Central Limit Theorem

"I know of scarcely anything so apt to impress the imagination as the wonderful form of cosmic order expressed by the ‘Law of Frequency of Error’. The law would have been personified by the Greeks and deified, if they had known of it. It reigns with serenity and in complete self-effacement, amidst the wildest confusion. The huger the mob, and the greater the apparent anarchy, the more perfect is its sway. It is the supreme law of Unreason. Whenever a large sample of chaotic elements are taken in hand and marshalled in the order of their magnitude, an unsuspected and most beautiful form of regularity proves to have been latent all along." (Sir Francis Galton, "Natural Inheritance", 1889)

"The central limit theorem […] states that regardless of the shape of the curve of the original population, if you repeatedly randomly sample a large segment of your group of interest and take the average result, the set of averages will follow a normal curve." (Charles Livingston & Paul Voakes, "Working with Numbers and Statistics: A handbook for journalists", 2005)

"The central limit theorem says that, under conditions almost always satisfied in the real world of experimentation, the distribution of such a linear function of errors will tend to normality as the number of its components becomes large. The tendency to normality occurs almost regardless of the individual distributions of the component errors. An important proviso is that several sources of error must make important contributions to the overall error and that no particular source of error dominate the rest." (George E P Box et al, "Statistics for Experimenters: Design, discovery, and innovation" 2nd Ed., 2005)
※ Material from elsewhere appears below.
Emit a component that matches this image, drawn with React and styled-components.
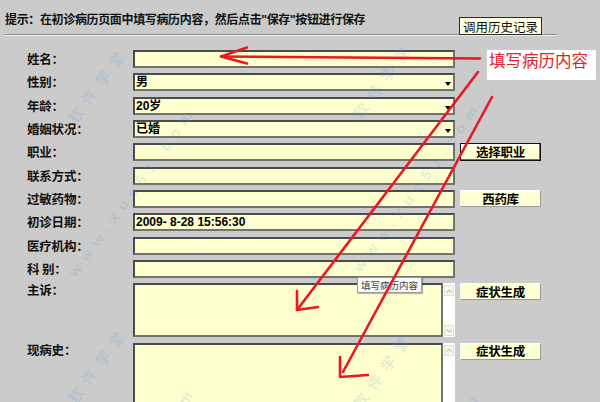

"Two things explain the importance of the normal distribution: (1) The central limit effect that produces a tendency for real error distributions to be 'normal like'. (2) The robustness to nonnormality of some common statistical procedures, where 'robustness' means insensitivity to deviations from theoretical normality." (George E P Box et al, "Statistics for Experimenters: Design, discovery, and innovation" 2nd Ed., 2005)

"The central limit theorem differs from laws of large numbers because random variables vary and so they differ from constants such as population means. The central limit theorem says that certain independent random effects converge not to a constant population value such as the mean rate of unemployment but rather they converge to a random variable that has its own Gaussian bell-curve description." (Bart Kosko, "Noise", 2006)

"Normally distributed variables are everywhere, and most classical statistical methods use this distribution. The explanation for the normal distribution’s ubiquity is the Central Limit Theorem, which says that if you add a large number of independent samples from the same distribution the distribution of the sum will be approximately normal." (Ben Bolker, "Ecological Models and Data in R", 2007)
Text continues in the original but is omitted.